„Uns haben einige kritische Zuschriften und Fragen erreicht, weshalb wir die Inzidenz nicht mehr abbilden.“

Nachdem wir seit der vergangenen Woche die Inzidenzwerte für den Landkreis und die einzelnen Gemeinden nicht mehr vermelden, haben uns einige kritische Zuschriften und Fragen erreicht, weshalb wir so entschieden haben.

Zum einen gibt es seit der letzten Novelle der niedersächsischen Corona-Verordnung vom 3. April keine Regeln mehr, die auf der Inzidenz beruhen. Zum anderen divergieren die Inzidenzwerte des Robert Koch-Instituts und des Göttinger Gesundheitsamtes weiterhin signifikant, so dass eine seriöse Auseinandersetzung mit den jeweiligen Zahlen nur schwer möglich ist.

Ihre einzige verwertbare, aber ungenaue Aussage bleibt – Stand jetzt: Die Infektionszahlen sind hoch und ebenso ist es das Ansteckungsrisiko. Die tägliche Zahl ändert absehbar nichts an der nötigen Warnung, die aber nicht täglich wiederholt werden muss. Ändert sich das, berichten wir.

Mit der wegfallenden Maskenpflicht wird das Risiko aller Voraussicht nach weiter anwachsen; mit den wegfallenden Testpflichten wird es die 7-Tage-Inzidenz jedoch immer schwerer haben, das aktuelle Geschehen annähernd genau abzubilden. Und mit der Genauigkeit schwindet leider auch der Informationsgehalt des Wertes. Er läuft Gefahr, dann mehr Irritation als Orientierung zu bringen.

Die fatale Folge dieser Politik ist, dass die Gesellschaft sich fortan auf „Eigenverantwortung“ verlassen muss. Die ist ein nettes liberales Ideal mit Voraussetzungen, die leider nicht erfüllt werden. Der Definition nach bedeutet der Begriff nämlich, für das eigene Tun und Lassen einzustehen und auch die Konsequenzen zu tragen.

Gerade das passiert aber nicht: Der Fremdschutz, den Masken erwiesenermaßen bieten, fällt weg. Weil der Selbstschutz durch Masken nicht absolut ist, müssen also Menschen die Konsequenzen fremder „Eigenverantwortung“ – in diesem Fall ein höheres Infektionsrisiko – tragen. Aus dem Prinzip „Eigenverantwortung“ folgt nicht, Verantwortung für andere abzulehnen.

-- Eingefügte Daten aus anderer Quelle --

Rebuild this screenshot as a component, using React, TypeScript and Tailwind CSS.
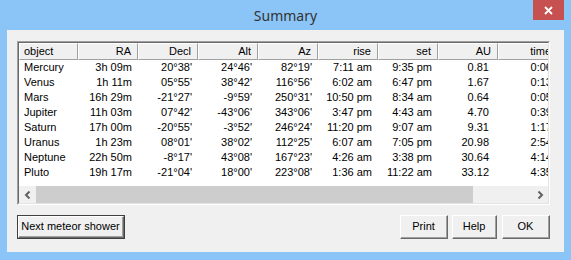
import React from "react";

const rows: string[][] = [
  ["Mercury", "3h 09m", "20°38'", "24°46'", "82°19'", "7:11 am", "9:35 pm", "0.81", "0:06"],
  ["Venus", "1h 11m", "05°55'", "38°42'", "116°56'", "6:02 am", "6:47 pm", "1.67", "0:13"],
  ["Mars", "16h 29m", "-21°27'", "-9°59'", "250°31'", "10:50 pm", "8:34 am", "0.64", "0:05"],
  ["Jupiter", "11h 03m", "07°42'", "-43°06'", "343°06'", "3:47 pm", "4:43 am", "4.70", "0:39"],
  ["Saturn", "17h 00m", "-20°55'", "-3°52'", "246°24'", "11:20 pm", "9:07 am", "9.31", "1:17"],
  ["Uranus", "1h 23m", "08°01'", "38°02'", "112°25'", "6:07 am", "7:05 pm", "20.98", "2:54"],
  ["Neptune", "22h 50m", "-8°17'", "43°08'", "167°23'", "4:26 am", "3:38 pm", "30.64", "4:14"],
  ["Pluto", "19h 17m", "-21°04'", "18°00'", "223°08'", "1:36 am", "11:22 am", "33.12", "4:35"],
];

const headers = ["object", "RA", "Decl", "Alt", "Az", "rise", "set", "AU", "time"];

function Btn({ label, w, def }: { label: string; w: string; def?: boolean }) {
  return (
    <div
      className={`${w} h-[24px] ${def ? "border border-[#404040]" : ""} bg-[#f0f0f0]`}
    >
      <div className="w-full h-full border-t border-l border-white border-r border-b border-r-[#696969] border-b-[#696969]">
        <div className="w-full h-full border-r border-b border-r-[#a0a0a0] border-b-[#a0a0a0] flex items-center justify-center text-[11px] text-black leading-none">
          {label}
        </div>
      </div>
    </div>
  );
}

export default function App() {
  return (
    <div
      className="w-[571px] h-[260px] bg-[#8bc4f6] flex flex-col overflow-hidden"
      style={{ fontFamily: '"Liberation Sans", Arial, sans-serif' }}
    >
      <div className="h-[30px] relative flex items-center justify-center shrink-0">
        <span
          className="text-[14px] text-[#333333] mt-[1px]"
          style={{ fontFamily: '"Noto Sans", "Open Sans", sans-serif' }}
        >
          Summary
        </span>
        <div className="absolute right-[7px] top-0 w-[31px] h-[20px] bg-[#c75050] flex items-center justify-center">
          <svg width="9" height="9" viewBox="0 0 9 9">
            <path d="M1 1 L8 8 M8 1 L1 8" stroke="white" strokeWidth="1.8" />
          </svg>
        </div>
      </div>

      <div className="mx-[7px] mb-[8px] flex-1 bg-[#f0f0f0] pl-[10px] pr-[14px] pt-[11px] flex flex-col">
        {/* list view */}
        <div className="w-[533px] h-[164px] border-t border-l border-[#a0a0a0] border-r border-b border-r-white border-b-white">
          <div className="w-full h-full border-t border-l border-[#696969] border-r border-b border-r-[#e3e3e3] border-b-[#e3e3e3] bg-white flex flex-col overflow-hidden">
            <div className="flex-1 overflow-hidden">
              <div className="flex w-[540px] h-[17px] text-[11px] text-black">
                {headers.map((h, i) => (
                  <div
                    key={h}
                    className={`${i === 0 ? "w-[59px] justify-start pl-[4px]" : "w-[60px] justify-end pr-[6px]"} shrink-0 h-[17px] flex items-center bg-[#f0f0f0] border-t border-l border-white border-r border-b border-r-[#a0a0a0] border-b-[#a0a0a0] whitespace-nowrap`}
                  >
                    {h}
                  </div>
                ))}
              </div>
              {rows.map((r) => (
                <div key={r[0]} className="flex w-[540px] h-[15px] text-[11px] text-black leading-[15px]">
                  {r.map((c, i) => (
                    <div
                      key={i}
                      className={`${
                        i === 0
                          ? "w-[59px] text-left pl-[5px]"
                          : i === 7
                          ? "w-[60px] text-right pr-[9px]"
                          : "w-[60px] text-right pr-[6px]"
                      } shrink-0 whitespace-nowrap`}
                    >
                      {c}
                    </div>
                  ))}
                </div>
              ))}
            </div>
            {/* horizontal scrollbar */}
            <div className="h-[17px] shrink-0 flex bg-[#f0f0f0]">
              <div className="w-[17px] h-full flex items-center justify-center">
                <svg width="8" height="8" viewBox="0 0 8 8">
                  <path d="M5.5 0.5 L2 4 L5.5 7.5" stroke="#606060" strokeWidth="2" fill="none" />
                </svg>
              </div>
              <div className="w-[437px] h-full bg-[#cdcdcd]" />
              <div className="flex-1" />
              <div className="w-[17px] h-full flex items-center justify-center">
                <svg width="8" height="8" viewBox="0 0 8 8">
                  <path d="M2.5 0.5 L6 4 L2.5 7.5" stroke="#606060" strokeWidth="2" fill="none" />
                </svg>
              </div>
            </div>
          </div>
        </div>

        {/* buttons */}
        <div className="mt-[10px] flex items-start justify-between">
          <Btn label="Next meteor shower" w="w-[108px]" def />
          <div className="flex">
            <Btn label="Print" w="w-[48px]" />
            <div className="w-[4px]" />
            <Btn label="Help" w="w-[45px]" />
            <div className="w-[5px]" />
            <Btn label="OK" w="w-[48px]" />
          </div>
        </div>
      </div>
    </div>
  );
}
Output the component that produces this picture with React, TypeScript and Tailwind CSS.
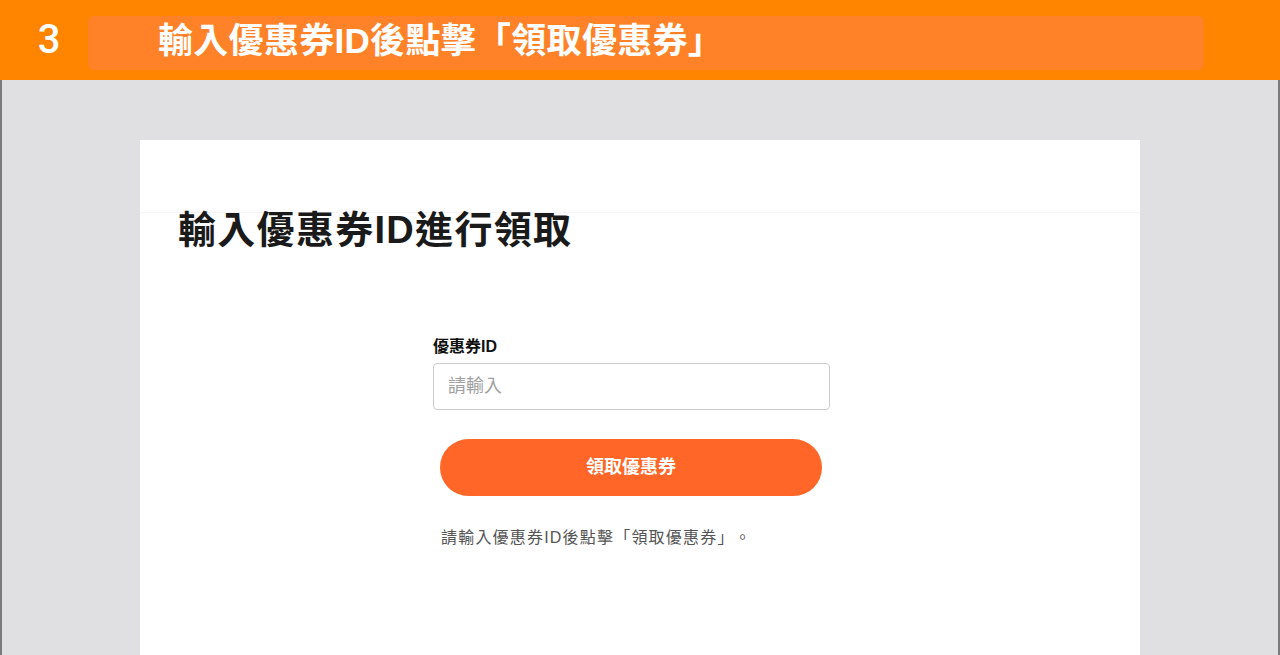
import React, { useState } from "react";

const font = "font-['Liberation_Sans','Noto_Sans_CJK_TC',sans-serif]";

export default function App() {
  const [couponId, setCouponId] = useState("");

  return (
    <div className={`w-[1280px] h-[655px] overflow-hidden [text-spacing-trim:space-all] ${font}`}>
      {/* step banner */}
      <div className="h-20 bg-[#ff8400] flex items-start">
        <div className="w-[98px] h-20 flex items-center justify-center font-['Roboto'] font-medium text-[40px] leading-none text-white">
          3
        </div>
        <div className="-ml-[10px] mt-4 w-[1116px] h-[54px] rounded-md bg-[#ff8229] flex items-center pl-[70px] pb-[6px]">
          <span className="text-[35px] font-bold tracking-[0.3px] text-white leading-none">
            輸入優惠券ID後點擊「領取優惠券」
          </span>
        </div>
      </div>

      <div className="h-[575px] bg-[#e0e0e2] border-x-2 border-[#7a7a7a] pt-[60px] px-[138px]">
        <div className="h-full bg-white">
          <div className="h-[73px] border-b border-[#f4f4f4]" />
          <h1 className="-mt-[7px] pl-[38px] text-[38px] font-bold text-[#1a1a1a] leading-[48px] tracking-[1.3px]">
            輸入優惠券ID進行領取
          </h1>

          <div className="mt-[83px] ml-[293px] w-[397px]">
            <label className="block text-[16px] font-bold text-[#111] leading-5">
              優惠券ID
            </label>
            <input
              className="mt-[6px] w-full h-[47px] rounded border border-[#cccccc] px-[14px] text-[18px] text-[#333] placeholder-[#a0a0a0] outline-none"
              placeholder="請輸入"
              value={couponId}
              onChange={(e) => setCouponId(e.target.value)}
            />
            <button className="mt-[29px] ml-[7px] w-[382px] h-[57px] rounded-full bg-[#ff6627] text-white text-[18px] font-bold">
              領取優惠券
            </button>
            <p className="mt-[30px] ml-2 text-[16px] text-[#555] tracking-[1.2px] leading-6">
              請輸入優惠券ID後點擊「領取優惠券」。
            </p>
          </div>
        </div>
      </div>
    </div>
  );
}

Um das zu erfahren, muss man nicht John Stuart Mill lesen, Wikipedia reicht.

Aber „Eigenverantwortung“ kann spätestens seit dieser Pandemie mit „Recht auf dumme Entscheidungen“ übersetzt werden. Das mag individueller Freiheit hinreichen. Damit sie aber als Instrument für alle funktioniert, braucht sie als Basis erkenntnisorientiertes Wissen und einen einigermaßen allgemeingültigen Wahrheitsbegriff.